Iraq News

Anbar's desert no longer a safe haven for ISIS

By Khalid al-Taie


Members of the Iraqi forces' 10th Infantry Division search houses in remote areas of Anbar's desert to look for any remaining 'Islamic State of Iraq and Syria' pockets in this photo posted online July 31st. [Photo courtesy of the Iraqi Ministry of Defence]

Joint efforts between Iraqi security forces and Anbar tribesmen have nearly eliminated the presence of the "Islamic State of Iraq and Syria" (ISIS) in Anbar's western desert areas, tribal leaders and local officials say.

Relentless searches, raids and airstrikes have made the desert -- once an ideal hideout for ISIS to regroup and prepare new attacks -- inhospitable to the militant group.

"The desert, especially in western Anbar, was the wellspring of terrorists and their safe haven at the same time," Anbar tribal leader Sheikh Qatari al-Samarmad told Diyaruna.
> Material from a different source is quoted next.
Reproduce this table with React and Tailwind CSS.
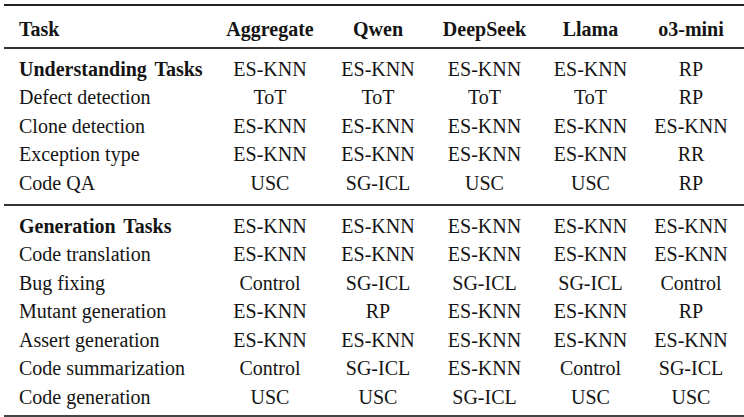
import React from "react";

/* ──────── table data ──────── */
const columns = ["Aggregate", "Qwen", "DeepSeek", "Llama", "o3-mini"];

const groups = [
  {
    title: "Understanding Tasks",
    summary: ["ES-KNN", "ES-KNN", "ES-KNN", "ES-KNN", "RP"],
    rows: [
      ["Defect detection", "ToT", "ToT", "ToT", "ToT", "RP"],
      ["Clone detection", "ES-KNN", "ES-KNN", "ES-KNN", "ES-KNN", "ES-KNN"],
      ["Exception type", "ES-KNN", "ES-KNN", "ES-KNN", "ES-KNN", "RR"],
      ["Code QA", "USC", "SG-ICL", "USC", "USC", "RP"],
    ],
  },
  {
    title: "Generation Tasks",
    summary: ["ES-KNN", "ES-KNN", "ES-KNN", "ES-KNN", "ES-KNN"],
    rows: [
      ["Code translation", "ES-KNN", "ES-KNN", "ES-KNN", "ES-KNN", "ES-KNN"],
      ["Bug fixing", "Control", "SG-ICL", "SG-ICL", "SG-ICL", "Control"],
      ["Mutant generation", "ES-KNN", "RP", "ES-KNN", "ES-KNN", "RP"],
      ["Assert generation", "ES-KNN", "ES-KNN", "ES-KNN", "ES-KNN", "ES-KNN"],
      ["Code summarization", "Control", "SG-ICL", "ES-KNN", "Control", "SG-ICL"],
      ["Code generation", "USC", "USC", "SG-ICL", "USC", "USC"],
    ],
  },
];

const gridCols = "grid grid-cols-[212px_108px_108px_105px_107px_100px]";

const Row = ({ cells, bold = false, header = false }) => (
  <div className={`${gridCols} ${header ? "h-[41px]" : "h-[28.5px]"} items-center`}>
    {cells.map((c, i) => (
      <div
        key={i}
        className={`
          ${i === 0 ? "pl-[15px] text-left" : "text-center"}
          ${i === 5 ? "pr-[6px]" : ""}
          ${(bold && i === 0) || header ? "font-bold" : ""}
          ${bold && i === 0 ? "[word-spacing:3px]" : ""}
          ${header ? "pt-[4px]" : ""}
          whitespace-nowrap
        `}
      >
        {c}
      </div>
    ))}
  </div>
);

const App = () => {
  return (
    <div
      className="w-[744px] h-[417px] bg-white text-[#141414] text-[20px] leading-none overflow-hidden"
      style={{ fontFamily: '"Liberation Serif", "Times New Roman", serif' }}
    >
      <div className="ml-[4px] w-[740px] pt-[4px]">
        {/* top rule */}
        <div className="h-[2px] bg-[#222]" />
        <Row cells={["Task", ...columns]} header />
        <div className="h-[1.5px] bg-[#333]" />

        {groups.map((g, gi) => (
          <div key={g.title}>
            {gi > 0 && <div className="h-[1.5px] bg-[#333]" />}
            <div className={gi === 0 ? "pt-[6px] pb-[7px]" : "pt-[6px] pb-[4px]"}>
              <Row cells={[g.title, ...g.summary]} bold />
              {g.rows.map((r) => (
                <Row key={r[0]} cells={r} />
              ))}
            </div>
          </div>
        ))}

        {/* bottom rule */}
        <div className="h-[2px] bg-[#444]" />
      </div>
    </div>
  );
};

export default App;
"In the beginning, the environment there was conducive for ISIS elements to establish bases in large numbers and attack our cities and eventually occupy them [at the end of 2014]," he said.

"After all the cities [of Anbar] were retaken, the terrorists, who were defeated in battle, once again took to the desert to catch their breath and organise their ranks," he said.

"Upon the conclusion of liberation operations, our efforts as tribesmen and security personnel focused on how to prevent those elements from taking advantage of the desert," al-Obaidi said.

"We directed most of our resources over the past months to carrying out large-scale search operations in the desert areas for pockets of terrorists," he said.

"Our duties were characterised by persistence and resolve," he said. "Any complacency or inaction in the conduct of the pursuit campaigns means giving the terrorists a chance to survive."

Purging the desert of ISIS remnants

"We adopted a strategy of constriction and now the joint purge operations carried out by security forces and the tribesmen reached desert villages and remote areas in which no one had set foot before," al-Obaidi said.

Numerous militant dens and hideouts have been destroyed and scores of militants have been killed in raids and airstrikes, he said.

Tribesmen no longer find pockets of terrorists during their searches, indicating that ISIS remnants are on the run, likely taking the risk of crossing the border into Syria where the group still retains some influence, he said.

There are about 250 ISIS fighters still hiding in the desert, particularly in Wadi al-Qathf and Wadi Horan, al-Obaidi said.

"In the past they numbered in the thousands, but today their number has diminished and death surrounds them on all sides," he said.

Joint forces continue to search the desert non-stop, and on July 21st they destroyed three guest houses and one tunnel and detonated 13 improvised explosive devices (IEDs) in areas east of Lake Qadisiyah.

On July 23rd, the forces seized a factory used for manufacturing explosives and a rocket launcher left behind by ISIS in the al-Karabla area, east of al-Qaim.

"The desert is no longer the preferred destination for terrorists to hide out of sight from security personnel and the tribesmen," al-Qaim Mayor Ahmed al-Dulaimi told Diyaruna.

"The large number of security operations being carried out there scattered ISIS's remnants and restricted their movement, and their hideouts are coming under fire," he said. "The terrorists have no option other than to die or escape outside the country."

Al-Dulaimi called for continued monitoring of the desert, noting that the improvement of security in the cities of his province is mainly due to the ongoing campaigns to clear the desert areas of the remnants of terrorism.

Security under control

ISIS's loss of the desert is the final and deadliest stab to the body of that terrorist group that is riddled with stab wounds, Rawa Mayor Hussein al-Akidi told Diyaruna.

The purging operations are not limited to the desert areas adjacent to cities, but extend much further into areas near the border with Syria, which serve as security and defence barriers against any infiltration attempt by the terrorists, he said.

"The security situation, both in cities and the desert, is under absolute control by our forces," al-Akidi said, adding that Rawa, which was the last city from which the terrorists were expelled, is working hard like the other liberated cities to turn the page of the war and eliminate all traces of terrorism.